POLIOMYELITIS; an acute virus disease marked by inflammation of nerve cells of the spinal cord.
Poliomyelitis has probably existed since the dawn of mankind. It is a devastating, debilitating and often fatal disease, which, while it can be controlled by modern vaccines, is still a dreaded presence in many developing Nations.
During the middle of this Twentieth Century, the incidence of the disease reached epidemic proportions worldwide. Thirty - forty years later, those who had contracted polio during the epidemic years began to experience symptoms that couldn't be easily identified. In several European communities, and particularly in North America, polio survivors took their concerns to the medical profession. In time it was recognized that symptoms that resembled the onset of polio, along with muscle pain and fatigue were common among those who had contracted the disease 30 - 40 years earlier. This became commonly known as 'post-polio syndrome', or the late effects of polio.
During the 1980's, a strong Polio Network evolved in the United States. In November, 1988, a National Conference was to be held in Toronto. For most Canadians to attend a Conference in Toronto poses financial and other difficulties. Olga Bobiash approached the Saskatchewan Abilities Council, requesting them to sponsor two Sask. residents to the Conference. She would attend and make every effort to contact someone in the southern part of the Province to attend with her. Time was limited, and as no one else was free at that time, I went. Together we made tapes, took notes, and talked with others from all over North America. We found that some provinces were already starting Support Groups, and ideas were shared all around. Shortly after we returned to Saskatoon, we contacted as many post-polio persons as we knew, and set up the first meeting. Within a couple of weeks from that time, officers were elected. In due course, the association was named and incorporated, with branches being established throughout the province. Today, membership has reached about 200, with Branches in Saskatoon, Prince Albert and North Battleford, and Polio Regina Inc. Nipawin is planning to form a Branch.

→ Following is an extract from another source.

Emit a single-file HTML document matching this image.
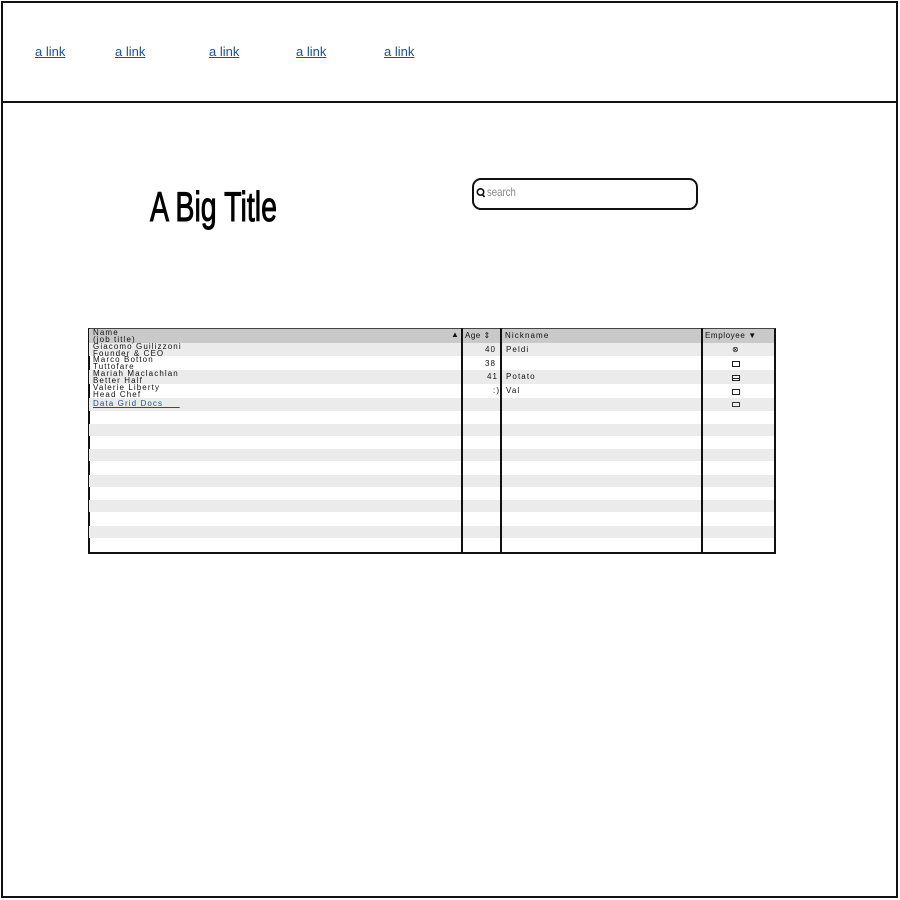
<!DOCTYPE html>
<html><head><meta charset="utf-8"><style>
*{margin:0;padding:0;box-sizing:border-box}
body{width:900px;height:900px;background:#fff;position:relative;overflow:hidden;font-family:"Liberation Sans",sans-serif}
.a{position:absolute}
.lk{position:absolute;top:44px;font-size:13px;color:#1a4f9c;text-decoration:underline}
.t{font-size:8px;line-height:6.8px;color:#111;position:absolute;white-space:nowrap;letter-spacing:1.1px}
.r{position:absolute;left:89px;width:685px}
.g{background:#ebebeb}
.v{position:absolute;top:328px;height:225px;width:2px;background:#111}
</style></head><body>
<div class="a" style="left:1px;top:1px;width:897px;height:897px;border:2px solid #111"></div>
<div class="a" style="left:1px;top:1px;width:897px;height:102px;border:2px solid #111"></div>
<a class="lk" style="left:35px">a link</a>
<a class="lk" style="left:115px">a link</a>
<a class="lk" style="left:209px">a link</a>
<a class="lk" style="left:296px">a link</a>
<a class="lk" style="left:384px">a link</a>
<div class="a" style="left:150px;top:182px;font-size:42px;line-height:50px;color:#000;transform:scaleX(0.68);transform-origin:left;-webkit-text-stroke:1px #000">A Big Title</div>
<div class="a" style="left:472px;top:178px;width:226px;height:32px;border:2px solid #111;border-radius:9px"></div>
<svg class="a" style="left:476px;top:187px" width="10" height="12" viewBox="0 0 10 12"><circle cx="4.5" cy="5" r="3.2" fill="none" stroke="#111" stroke-width="1.6"/><path d="M6.5 7.5 L8.5 10" stroke="#111" stroke-width="1.8"/></svg>
<div class="a" style="left:487px;top:185px;font-size:12px;color:#888;transform:scaleX(0.8);transform-origin:left">search</div>

<div class="a" style="left:88px;top:328px;width:688px;height:226px;border:2px solid #111;border-top:1px solid #444"></div>
<div class="r" style="top:329px;height:14px;background:#c9c9c9"></div>
<div class="r g" style="top:343px;height:13px"></div>
<div class="r g" style="top:370px;height:14px"></div>
<div class="r g" style="top:398px;height:13px"></div>
<div class="r g" style="top:424px;height:12px"></div>
<div class="r g" style="top:449px;height:12px"></div>
<div class="r g" style="top:475px;height:12px"></div>
<div class="r g" style="top:500px;height:12px"></div>
<div class="r g" style="top:526px;height:12px"></div>
<div class="v" style="left:461px"></div>
<div class="v" style="left:500px"></div>
<div class="v" style="left:701px"></div>

<div class="t" style="left:93px;top:330px">Name<br>(job title)</div>
<div class="t" style="left:451px;top:332px">▲</div>
<div class="t" style="left:465px;top:333px;letter-spacing:0.5px">Age ⇕</div>
<div class="t" style="left:505px;top:333px">Nickname</div>
<div class="t" style="left:705px;top:333px;letter-spacing:0.6px">Employee ▼</div>
<div class="t" style="left:93px;top:344px">Giacomo Guilizzoni<br>Founder &amp; CEO</div>
<div class="t" style="left:93px;top:357px">Marco Botton<br>Tuttofare</div>
<div class="t" style="left:93px;top:371px">Mariah Maclachlan<br>Better Half</div>
<div class="t" style="left:93px;top:385px">Valerie Liberty<br>Head Chef</div>
<div class="t" style="left:93px;top:401px;color:#1a4f9c;text-decoration:underline">Data Grid Docs&nbsp;&nbsp;&nbsp;&nbsp;&nbsp;</div>
<div class="t" style="left:485px;top:347px">40</div>
<div class="t" style="left:485px;top:361px">38</div>
<div class="t" style="left:487px;top:374px">41</div>
<div class="t" style="left:493px;top:388px">:)</div>
<div class="t" style="left:506px;top:347px">Peldi</div>
<div class="t" style="left:506px;top:374px">Potato</div>
<div class="t" style="left:506px;top:388px">Val</div>
<div class="t" style="left:732px;top:347px">⊗</div>
<div class="a" style="left:732px;top:361px;width:8px;height:6px;border:1px solid #222"></div>
<div class="a" style="left:732px;top:375px;width:8px;height:6px;border:1px solid #222;background:linear-gradient(#fff 2px,#222 2px,#222 3px,#fff 3px)"></div>
<div class="a" style="left:732px;top:389px;width:8px;height:6px;border:1px solid #222"></div>
<div class="a" style="left:732px;top:402px;width:8px;height:5px;border:1px solid #333"></div>
</body></html>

The name, Saskatchewan Awareness of Post Polio says it all. The aim of the association is to heighten awareness and share information throughout the province, with 1) polio survivors , and 2) medical professionals. Our mailing list includes doctors and medical clinics in various fields. Our Newsletter "Sapplings" is distributed to all members, who are encouraged to share with others (eg family doctor).
The Sask. Abilities Council continues to provide support. Recently a computer was donated to S.A.P.P. by SaskPower, enabling us to access Saskatoon Free-Net. In addition, S.A.P.P. raises funds through memberships, donations and car raffles. In Saskatoon, members meet 10 times a year - at least two of those meetings being social events. In recent months, members listened to speakers on such topics as nutrition, circulation, foot care, and medical research. Recently, S.A.P.P. was able to sponsor a member to attend the Post Polio Conference in Montreal, and is involved in a hydra therapy program. The association is one of fellowship and positive action. Regular as well as Associate members are welcome to join.